It’s no secret: Investors and companies are pouring billions into AI.
Venture capitalists have plowed $12 billion into generative AI startups so far this year. Elon Musk claims his company xAI will train new models on a staggering 100,000 of Nvidia’s latest H100 GPUs; Meta is reportedly buying some 350,000 more. (In perspective, the world’s fastest supercomputer, Frontier, boasts a mere 38,000 GPUs.) Alphabet, Microsoft, and Amazon are also building out enormous AI server farms. And this spending shows no signs of slowing.
Goldman Sachs says outlays on AI infrastructure could total $1 trillion over the next few years—a number on par with annual US military spending or the GDP of the Netherlands. But there are strings attached: Big investment is tied to expectations of big revenue and profits. Eighteen months into the boom, investors are beginning to review the latter.
Some companies are clearly knocking it out of the park. Nvidia, which commands 80 percent of the AI chip market, is enjoying a historic run. The chipmaker has consistently posted revenue and profits beyond the market’s expectations, and in late June, it was (briefly) the most valuable company in the world, beating out Microsoft and Apple. (The stock has fallen off since then, but it’s still up some 140 percent year-to-date.)
But not everyone is raking it in like Nvidia. If Nvidia is selling “picks and shovels” for an AI gold rush, those using Nvidia’s equipment are still digging for gold. Exactly when they’ll strike it rich and how much they’ll unearth is a matter of speculation.
Though OpenAI is reportedly on pace to make $3.4 billion annually, an impressive number compared to last year, its costs are even greater. The Information recently reported the company is set to lose $5 billion this year and may need to seek new investment within the next 12 months. The publication also wrote that Anthropic will burn $2.7 billion in 2024.
The biggest players, like Alphabet and Microsoft, have deeper pockets. But driven by AI, their capital expenditures are growing fast. Alphabet’s capex spending is on pace to hit $49 billion this year, an increase of 84 percent compared to its average over the last half decade. Investors are increasingly scrutinizing the impact of these investments too. The companies’ cloud offerings—the huge server farms they rent to those building and running AI models and products—are the most obvious revenue-makers. But the sustainability of those revenues is dependent on the success of AI products.
And revenue from those products is lagging investment. This gap, which is widening, is what Sequoia Capital’s David Cahn calls the “$600 billion question.” That’s the difference between infrastructure investment and revenue in the industry. Barclays analysts put it like this: The industry is building enough infrastructure to support 12,000 ChatGPTs. While the technology is impressive, customer demand is unlikely to support that kind of supply anytime soon.
But the spending is also a bet on future performance improvements.

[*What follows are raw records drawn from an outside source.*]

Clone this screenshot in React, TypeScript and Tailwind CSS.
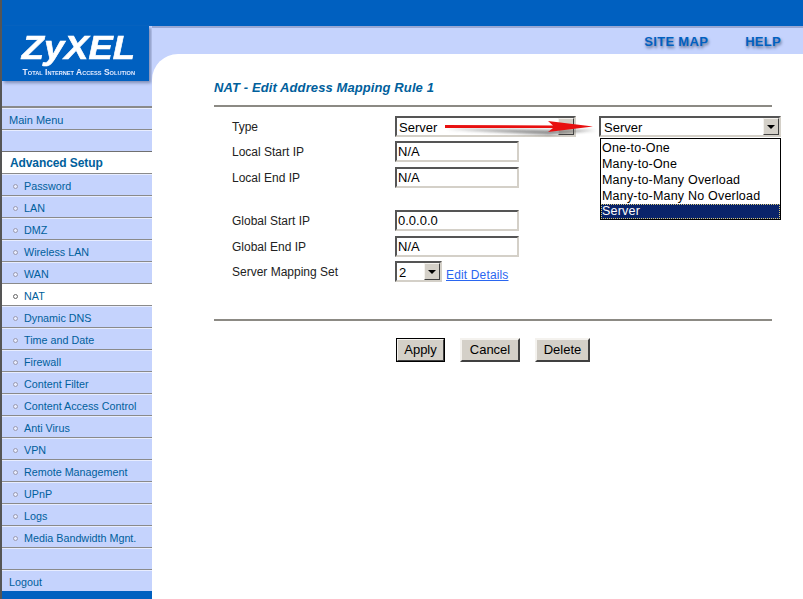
import React from 'react';

const menuItems = [
  'Password',
  'LAN',
  'DMZ',
  'Wireless LAN',
  'WAN',
  'NAT',
  'Dynamic DNS',
  'Time and Date',
  'Firewall',
  'Content Filter',
  'Content Access Control',
  'Anti Virus',
  'VPN',
  'Remote Management',
  'UPnP',
  'Logs',
  'Media Bandwidth Mgnt.',
];

const mappingOptions = ['One-to-One', 'Many-to-One', 'Many-to-Many Overload', 'Many-to-Many No Overload'];

const Caret = () => (
  <div className="flex h-[17px] w-[16px] items-center justify-center border border-t-[#f4f2ee] border-l-[#f4f2ee] border-b-[#404040] border-r-[#404040] bg-[#d4d0c8]">
    <div className="h-0 w-0 border-x-[4px] border-t-[4px] border-x-transparent border-t-black" />
  </div>
);

const FakeSelect = ({ value, className }: { value: string; className: string }) => (
  <div
    className={`flex items-center justify-between border-2 border-t-[#555] border-l-[#555] border-b-[#d4d0c8] border-r-[#d4d0c8] bg-white pr-[0px] text-[13px] leading-[15px] text-black ${className}`}
  >
    <span className="pt-[2px]">{value}</span>
    <Caret />
  </div>
);

const TextBox = ({ value }: { value: string }) => (
  <input
    readOnly
    value={value}
    className="h-[21px] w-[124px] border-2 border-t-[#555] border-l-[#555] border-b-[#d4d0c8] border-r-[#d4d0c8] bg-white px-[1px] text-[13px] text-black outline-none"
  />
);

const Row = ({ label, className, children }: { label: string; className?: string; children: React.ReactNode }) => (
  <div className={`flex items-center ${className ?? ''}`}>
    <div className="w-[163px] text-[12px] leading-[16px] text-[#222]">{label}</div>
    {children}
  </div>
);

const PushButton = ({ label, className }: { label: string; className: string }) => (
  <button
    className={`h-[24px] border-2 border-t-[#f4f2ee] border-l-[#f4f2ee] border-b-[#404040] border-r-[#404040] bg-[#d4d0c8] text-[13px] text-black ${className}`}
  >
    {label}
  </button>
);

export default function App() {
  return (
    <div className="flex h-[599px] w-[803px] overflow-hidden bg-white font-['Liberation_Sans',Arial,sans-serif]">
      <div className="w-[2px] shrink-0 bg-[#555]" />

      {/* left nav */}
      <div className="flex w-[150px] shrink-0 flex-col bg-[#c5d3fd]">
        <div className="h-[26px] bg-[#0060c0]" />
        <div className="flex h-[55px] w-[147px] flex-col items-center bg-[#0060c0] pl-[6px] shadow-[2px_2px_3px_#7f8db5]">
          <div className="mt-[5px] scale-x-[1.1] text-[33px] leading-[34px] font-bold text-white italic [-webkit-text-stroke:0.6px_white]">
            ZyXEL
          </div>
          <div className="mt-[2px] scale-x-[0.94] text-[9px] leading-[11px] font-bold whitespace-nowrap text-[#e4ebff] [font-variant:small-caps]">
            Total Internet Access Solution
          </div>
        </div>
        <div className="h-[25px]" />
        <div className="h-[2px] bg-[#8a8a8a]" />

        <div className="flex h-[22px] items-center border-t border-b border-t-[#e8edff] border-b-[#8a8a8a] pt-[2px] pl-[7px] text-[11px] text-[#00609c]">
          Main Menu
        </div>
        <div className="h-[22px] border-t border-b border-t-[#e8edff] border-b-[#707070]" />
        <div className="flex h-[22px] items-center border-b border-b-[#8a8a8a] bg-white pl-[8px] text-[12px] tracking-[-0.1px] font-bold text-[#00609c]">
          Advanced Setup
        </div>
        {menuItems.map(item => {
          const active = item === 'NAT';
          return (
            <div
              key={item}
              className={`flex h-[22px] items-center border-t border-b border-b-[#8a8a8a] pt-[2px] pl-[11px] text-[10.75px] text-[#00609c] ${active ? 'border-t-white bg-white' : 'border-t-[#e8edff]'}`}
            >
              <span
                className={`mr-[6px] h-[5px] w-[5px] rounded-full border ${active ? 'border-[#666]' : 'border-[#9a9ab0] bg-[#e8edff]'}`}
              />
              {item}
            </div>
          );
        })}
        <div className="h-[22px] border-t border-b border-t-[#e8edff] border-b-[#8a8a8a]" />
        <div className="flex h-[21px] items-center border-t border-t-[#e8edff] pt-[2px] pl-[7px] text-[10.75px] text-[#00609c]">
          Logout
        </div>
        <div className="flex-1 bg-[#0060c0]" />
      </div>

      {/* right side */}
      <div className="flex min-w-0 flex-1 flex-col bg-[#c5d3fd]">
        <div className="h-[26px] bg-[#0060c0]" />
        <div className="flex h-[28px] items-center justify-end border-t-2 border-t-[#9aa8d4] pt-[2px] pr-[22px] text-[13px] font-bold tracking-[0.3px] text-[#0060c0] [text-shadow:1px_2px_3px_#5a6a90]">
          <span>SITE MAP</span>
          <span className="ml-[37px]">HELP</span>
        </div>
        <div className="flex-1 rounded-tl-[26px] bg-white pt-[26px] pr-[31px] pl-[62px]">
          <h1 className="text-[13px] leading-[16px] font-bold tracking-[0.1px] text-[#00609c] italic">
            NAT - Edit Address Mapping Rule 1
          </h1>
          <div className="mt-[9px] h-[2px] bg-[#8c8a84]" />

          <div className="relative mt-[9px] pl-[18px]">
            <Row label="Type">
              <FakeSelect value="Server" className="h-[21px] w-[181px] pl-[2px]" />
            </Row>
            <Row label="Local Start IP" className="mt-[4px]">
              <TextBox value="N/A" />
            </Row>
            <Row label="Local End IP" className="mt-[5px]">
              <TextBox value="N/A" />
            </Row>
            <Row label="Global Start IP" className="mt-[22px]">
              <TextBox value="0.0.0.0" />
            </Row>
            <Row label="Global End IP" className="mt-[5px]">
              <TextBox value="N/A" />
            </Row>
            <Row label="Server Mapping Set" className="mt-[4px]">
              <FakeSelect value="2" className="h-[21px] w-[47px] pl-[2px]" />
              <a href="#" className="mt-[6px] ml-[4px] text-[12px] leading-[14px] tracking-[0.15px] text-[#2a66f0] underline">
                Edit Details
              </a>
            </Row>

            {/* pasted dropdown over the form */}
            <div className="absolute top-0 left-[385px] w-[182px]">
              <FakeSelect value="Server" className="h-[21px] w-[182px] pl-[3px]" />
              <div className="mt-[1px] ml-[1px] border border-black bg-white pt-[1px] text-[12.5px] leading-[16px] tracking-[0.2px] text-black">
                {mappingOptions.map(option => (
                  <div key={option} className="pl-[1px]">
                    {option}
                  </div>
                ))}
                <div className="border border-dotted border-[#d8c878] bg-[#0a246a] leading-[13px] text-white">
                  Server
                </div>
              </div>
            </div>

            {/* red annotation arrow */}
            <svg className="absolute top-[1px] left-[230px]" width="160" height="30" viewBox="0 0 160 30">
              <defs>
                <filter id="blur" x="-10%" y="-100%" width="120%" height="300%">
                  <feGaussianBlur stdDeviation="1.6" />
                </filter>
              </defs>
              <path d="M2 12 L105 13 L152 13 L105 18 Z" fill="#555" opacity="0.65" filter="url(#blur)" />
              <path d="M1 8 L109 8.5 L104 4 L149 9.5 L104 15 L109 11 L1 11 Z" fill="#e81010" />
            </svg>
          </div>

          <div className="mt-[37px] h-[2px] bg-[#8c8a84]" />

          <div className="mt-[17px] flex pl-[182px]">
            <PushButton label="Apply" className="w-[49px] outline outline-1 outline-black -outline-offset-1" />
            <PushButton label="Cancel" className="ml-[15px] w-[60px]" />
            <PushButton label="Delete" className="ml-[15px] w-[55px]" />
          </div>
        </div>
      </div>
    </div>
  );
}
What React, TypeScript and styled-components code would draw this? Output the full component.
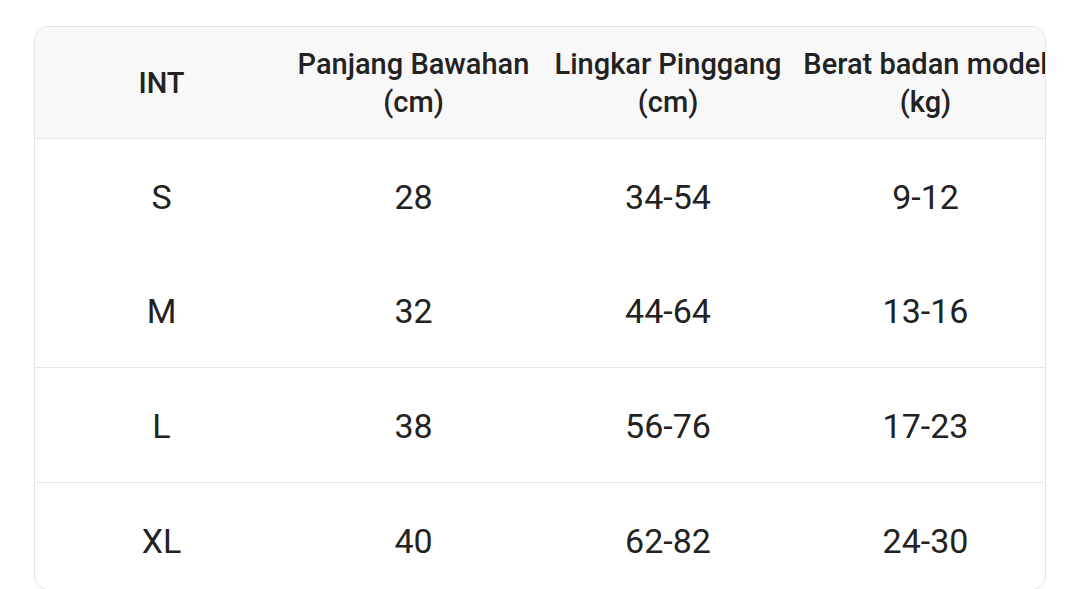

This line of thinking suggests that if today’s capabilities aren’t enough to hook the world on AI, tomorrow’s will be. And to get to the next level—which will only be realized by bigger models trained on more (and better) data—companies need more computing power.
Anthropic CEO and cofounder, Dario Amodei, has said models being trained today already cost upwards of $1 billion. By next year, that number could be $10 billion, and in the years following, it could reach $100 billion—in line with the amount Microsoft is said to be spending on its 2028 AI supercomputer, Stargate. It's an eye-watering price tag. But Amodei thinks that if algorithms and chips continue to improve as they have in recent years, then there’s a chance those future AI models could be “better than most humans at most things.”
FOMO is another big driver. The CEOs of Alphabet and Microsoft have made that much clear. In a recent earnings call, Sundar Pichai said, “the risk of underinvesting is dramatically greater than the risk of overinvesting for us here.” And in a New York Times profile, Satya Nadella is described as being motivated by the desire to avoid missing the boat, as the company did with the internet in the early 2000s and smartphones several years later.
It seems clear the technology will have an impact—whether it’s through productivity boosting AI assistants or scientific discovery—and the impact’s size will scale with the capabilities of the models driving it. But exactly how big a splash it will make, how soon, and how this will compare to current investment isn’t clear, even to those at the helm.
“Of course, it’s possible…that all of this will be a bust. The models don’t turn out to be that powerful,” Amodei said recently. “That’s not my bet. That’s not what I think is gonna happen. What I think is gonna happen is that these models will produce a great deal of revenue. …That’s the bullish scenario that I’m betting on by leading this company.”
“But I’m not sure. It could go the other way. I don’t think anyone knows.”